Step by step: cleaning your text

1. Capture the exact text. Copy the problem text directly from wherever it is failing — the form field, the code editor, the spreadsheet cell — rather than retyping it, so you preserve the hidden characters you are hunting.

2. Scan it. Paste it into the detector. The summary line tells you how many characters were flagged, and the highlighted view replaces every hidden character with a small badge showing its hex code, so you can see precisely where the intruders are.

3. Read the breakdown. The table groups the findings by code point and names each one — for example "Zero-Width Space (U+200B)" or "No-Break Space (U+00A0)" — and tells you which category it belongs to. This is useful when you only want to remove some kinds of character and keep others.

4. Choose your clean-up. By default the tool removes invisible, control, bidirectional and tag characters, and converts unusual spaces to ordinary ones. If you are preparing text for code, JSON or a CSV file, also enable "straighten smart quotes, dashes and ellipses" so that curly quotes become straight ones.
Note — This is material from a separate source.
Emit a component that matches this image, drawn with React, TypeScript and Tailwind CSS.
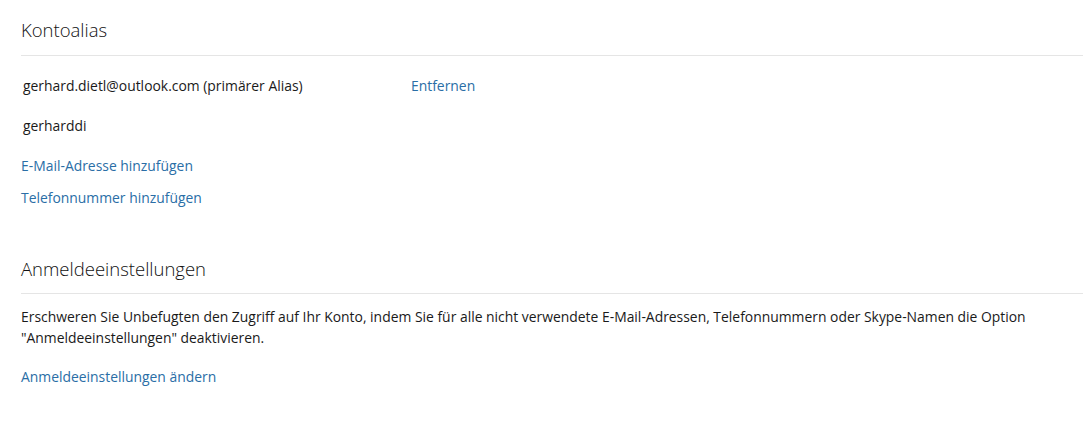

If you are cleaning prose for publication, you may prefer to leave the typography intact.

5. Copy the result. Use the copy button and paste the cleaned text back where it belongs. Re-run the scan on the output if you want to confirm it now comes back clean.
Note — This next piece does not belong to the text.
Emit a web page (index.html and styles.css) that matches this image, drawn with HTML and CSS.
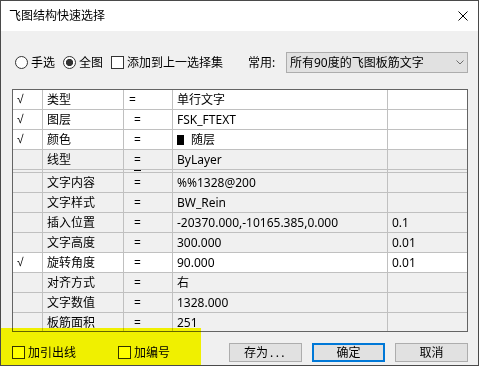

How to stop it happening again

A few habits prevent most recurrences. When moving text between programs, paste as plain text (Ctrl/Cmd+Shift+V in many apps) so formatting characters are stripped on the way in. Turn off automatic "smart quotes" and automatic hyphenation in your word processor if the text is destined for code or data. When saving files that other tools will read, choose "UTF-8" rather than "UTF-8 with BOM" unless the consumer specifically wants the byte-order mark. And when a value mysteriously fails to match, make checking for hidden characters one of the first things you try rather than the last.

A note on safety

Because hidden characters are a known vector for confusing both people and software — bidirectional overrides can make source code display differently from how it compiles, and tag characters can carry a concealed message — it is worth scanning any text you receive from an untrusted source before you run or trust it. The detector makes that a two-second check. For more on the individual character types and the debate around AI text watermarks, see our field guide. When in doubt, scan first and clean second; it costs nothing and saves a great deal of confusion.